I reached for the chocolate.
The foil yielded with that small metallic sigh, and the wrapper unfurled like a whisper. It wasn’t grand. It didn’t thunder. It simply arrived in my hand, ordinary and shining, and I felt something soften. I don’t know how to explain it except to say it felt GINA—God-Inspired, Natural—as if grace had disguised herself in silver and sweetness. The tiny message inside was as gentle as a nurse and as precise as a surgeon. There, at my keyboard, a quiet operation began. Arteries I didn’t know were narrowed started clearing—paths clogged by old stories, calcified judgments, and the slow plaque of fear. Darkness met light again, and they recognized each other.
Sometimes the heart breaks open not from thunder but from foil.
“One soul at a time, starting with my own,” I heard myself say—my own voice returning to me like a promise I’d forgotten I made. Because that’s the only way I know how to love without rules: begin here. Let the surgery start with me. Let me be the place where the old vows dissolve—the ones that pledged loyalty to despair, to scarcity, to suspicion. Let me be the place where mercy gets a room and a warm meal. Where joy walks in without knocking. Where pardon outruns punishment. Where love, not law, writes the first draft.
I thought of my daughter, Mich—how she knows when to leave me a lift, how her thoughtfulness finds the exact door that needs opening. Thank you, Mich, for knowing my sweet spot and, more than that, for knowing when my heart needs a hand on its back. Having you in my life is no accident; it’s a divine appointment kept in everyday ways. It’s the ordinary miracle of friendship doing its quiet work, reminding me that I am held, even when I forget to hold myself.

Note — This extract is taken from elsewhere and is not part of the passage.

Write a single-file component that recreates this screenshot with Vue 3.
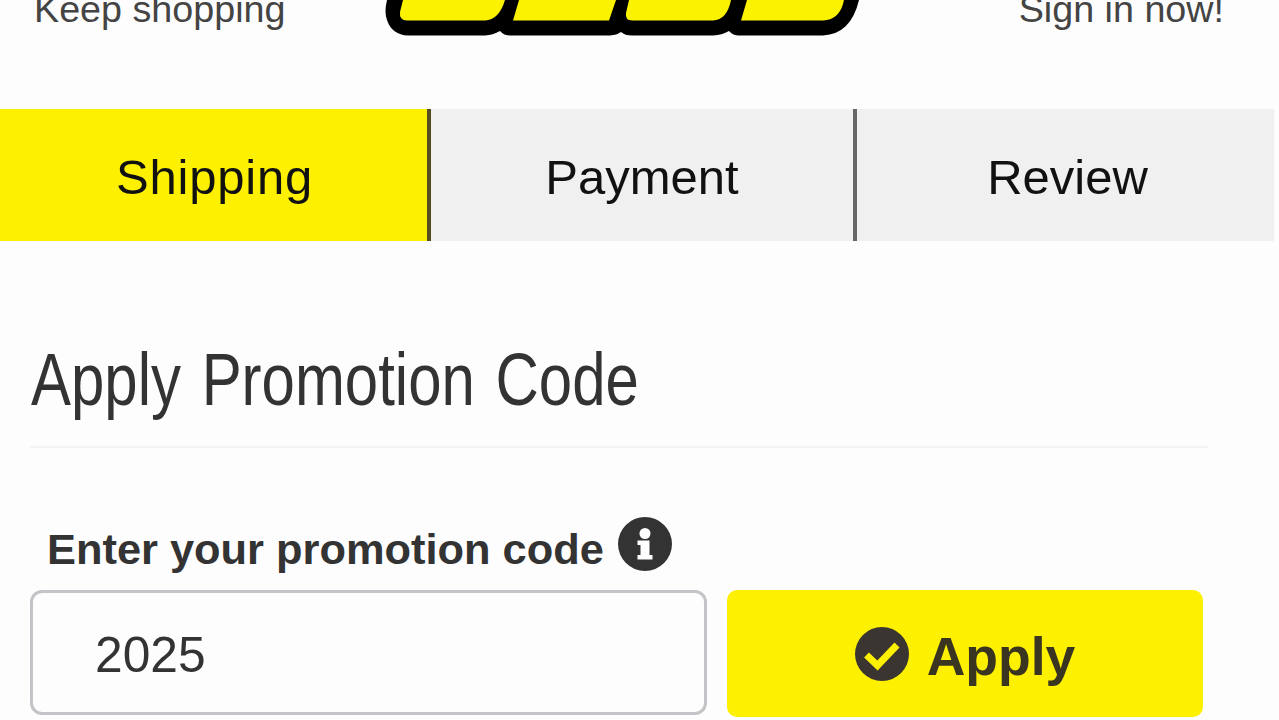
<template>
  <div class="checkout">
    <header class="top-bar">
      <a class="top-link">Keep shopping</a>
      <svg class="logo" width="480" height="40" viewBox="0 0 480 40">
        <path
          class="logo-outline"
          d="M7 0 Q4 12 7 20 Q12 35 28 35.500 H105 Q113 35 120 31 Q124 35.500 130 35.500 H230 Q237 35 241 32 Q245 35.500 252 35.500 H333 Q342 35 349 31 Q353 35.500 359 35.500 H443 Q471 34 479 0 Z"
        />
        <path class="logo-fill" d="M23 0 L20 12 Q19 20.500 27 20.500 H105 Q119 20 125 0 Z" />
        <path class="logo-fill" d="M139 0 L133 20.500 H229 L236 0 Z" />
        <path class="logo-fill" d="M249 0 L246 13 Q245 20.500 252 20.500 H333 Q347 20 351 0 Z" />
        <path class="logo-fill" d="M367 0 L361 20.500 H443 Q460 20 464 0 Z" />
      </svg>
      <a class="top-link">Sign in now!</a>
    </header>

    <nav class="steps">
      <div
        v-for="step in steps"
        :key="step"
        class="step"
        :class="{ active: step === currentStep }"
        @click="currentStep = step"
      >
        {{ step }}
      </div>
    </nav>

    <main class="promotion">
      <div class="title-row">
        <h1>Apply Promotion Code</h1>
      </div>

      <div class="label-row">
        <label for="promo">Enter your promotion code</label>
        <svg class="info-icon" width="54" height="54" viewBox="0 0 54 54">
          <circle cx="27" cy="27" r="27" fill="#333" />
          <circle cx="27" cy="16.500" r="5.500" fill="#fff" />
          <path d="M19.500 23.500 H31.500 V38 H34.500 V42.500 H19.500 V38 H22.500 V28 H19.500 Z" fill="#fff" />
        </svg>
      </div>

      <div class="form-row">
        <input id="promo" v-model="code" type="text" />
        <button type="button">
          <svg width="54" height="54" viewBox="0 0 54 54">
            <circle cx="27" cy="27" r="27" fill="#3a3530" />
            <path d="M11.500 28 L22.500 38.500 L42 18" fill="none" stroke="#fdf000" stroke-width="7" />
          </svg>
          <span>Apply</span>
        </button>
      </div>
    </main>
  </div>
</template>

<script setup>
import { ref } from 'vue';

const steps = ['Shipping', 'Payment', 'Review'];
const currentStep = ref('Shipping');
const code = ref('2025');
</script>

<style>
body {
  margin: 0;
  background: #fdfdfd;
}
</style>

<style scoped>
.checkout {
  height: 720px;
  overflow: hidden;
  background: #fdfdfd;
  color: #333;
  font-family: "Liberation Sans", Arial, sans-serif;
}

.top-bar {
  display: grid;
  grid-template-columns: 346px 480px 1fr;
  align-items: start;
  height: 109px;
  padding: 0 55px 0 34px;
  box-sizing: border-box;
}

.top-link {
  margin-top: -13px;
  font-size: 37.7px;
  line-height: 44px;
  color: #444;
  white-space: nowrap;
}

.top-link:last-child {
  text-align: right;
}

.logo {
  display: block;
}

.logo-outline {
  fill: #000;
}

.logo-fill {
  fill: #fbf200;
}

.steps {
  display: flex;
  height: 132px;
  padding-right: 5px;
}

.step {
  display: flex;
  align-items: center;
  justify-content: center;
  width: 426px;
  padding-top: 4px;
  box-sizing: border-box;
  background: #f0f0f0;
  border-right: 4px solid #666;
  color: #111;
  font-size: 49px;
}

.step.active {
  width: 431px;
  padding-left: 2px;
  background: #fdf000;
  border-right-color: #554c22;
  letter-spacing: 0.8px;
}

.step:last-child {
  flex: 1;
  padding-left: 4px;
  border-right: none;
}

.promotion {
  padding: 99px 71px 0 30px;
}

.title-row {
  height: 106px;
  border-bottom: 2px solid #f3f3f3;
}

h1 {
  display: inline-block;
  margin: 0 0 0 1px;
  font-size: 74px;
  font-weight: normal;
  line-height: 80px;
  word-spacing: 5px;
  white-space: nowrap;
  transform: scaleX(0.81);
  transform-origin: left;
}

.label-row {
  display: flex;
  align-items: flex-start;
  gap: 14px;
  height: 74px;
  padding: 68px 0 0 17px;
}

label {
  padding-top: 8px;
  font-size: 43.4px;
  font-weight: bold;
  line-height: 50px;
  white-space: nowrap;
}

.info-icon {
  margin-top: 1px;
}

.form-row {
  display: flex;
  align-items: flex-start;
  gap: 20px;
}

input {
  width: 677px;
  height: 125px;
  padding: 4px 62px 0;
  box-sizing: border-box;
  border: 3px solid #c4c4c8;
  border-radius: 12px;
  background: #fdfdfd;
  color: #333;
  font-family: inherit;
  font-size: 49.7px;
  outline: none;
}

button {
  display: flex;
  align-items: center;
  justify-content: center;
  gap: 18px;
  width: 476px;
  height: 127px;
  padding: 0;
  border: none;
  border-radius: 10px;
  background: #fdf000;
  color: #3a3520;
  font-family: inherit;
  font-size: 53.5px;
  font-weight: bold;
}

button span {
  padding-top: 5px;
}
</style>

And then I thought of my sisters—blood sisters, chosen sisters, those braided into my life by time, trust, and truth. The women who have seen me undone and stayed. The ones who have answered midnight with soup, prayer, laughter, a playlist, a plan. The ones who don’t need me to be neat to be loved. Shout out to all my sisters, who love me boundlessly. We rise tall when we love each other without rules, as trees joined underground by an ancient root system, passing water and light between us when one of us stands in shadow. This is how we remain: not by being unbreakable, but by being alone.
So I stood there, wrapper in hand, and chose—again—to live my way into new thinking, not think my way into new living. I chose humility over the easy armor of pride. I choose honesty over the pretty mask. I chose to let love have the last word, even when the first words are messy. The TV could wait. Order could wait. Tonight belonged to the part of me that is still learning how to be free.
We are all trying to make sense together. And maybe the sense is this: love without rules isn’t lawless; it’s faithful. Faithful to the God-breathed goodness in each of us. Faithful to the truth that people are more than their worst moment. Faithful to the possibility that healing is already in the room, disguised as something small—foil, a phone call, a sticky note, a sister’s voice.
One soul at a time, starting with my own.